What is the difference between falernum syrup and falernum liqueur? Falernum liqueur (such as John D. Taylor's Velvet Falernum) contains alcohol, typically around 11% ABV, and has a slightly different sweetness level. Falernum syrup is non-alcoholic, easier to dose precisely, and more practical for home use. In most recipes the two are interchangeable at a 1:1 ratio.
How long does falernum syrup last after opening? Refrigerated, a quality falernum syrup holds its flavor for 3 to 6 weeks after opening. If it starts tasting flat or the lime note drops, it has oxidized and should be replaced.

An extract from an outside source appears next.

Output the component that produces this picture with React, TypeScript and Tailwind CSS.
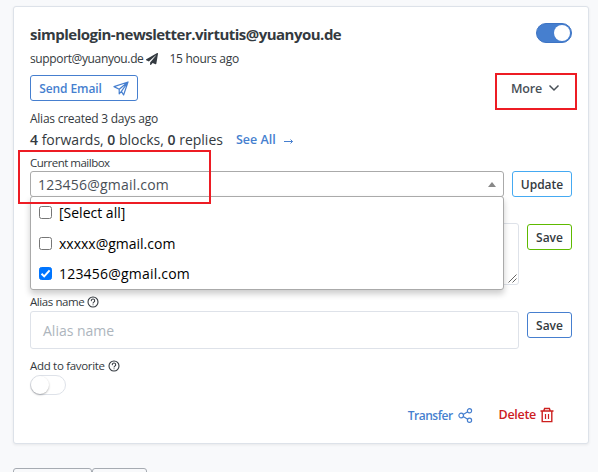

Where can I buy falernum syrup online? Beverage Mixers carries falernum syrup direct-to-door in both single-bottle and three-pack formats — the three-pack is the right call if you are making Zombies regularly in 2026.
Can falernum syrup be used in mocktails? Yes. Falernum's spiced-citrus profile works in non-alcoholic builds. Combine ½ oz falernum with pineapple juice, a splash of grapefruit, and soda water for a zero-proof tiki cooler that carries the full flavor character of the syrup.
One last thing
Falernum was already commercially available in Barbados by 1890 — it predates most of the tiki cocktail canon by at least 50 years. The tiki movement of the 1940s essentially rediscovered an existing Caribbean staple and built a genre around it. That context matters: falernum is not a gimmick ingredient invented to make cocktail menus look exotic. It is a 130-year-old product that happens to be essential to about 20 of the most interesting cocktails ever developed.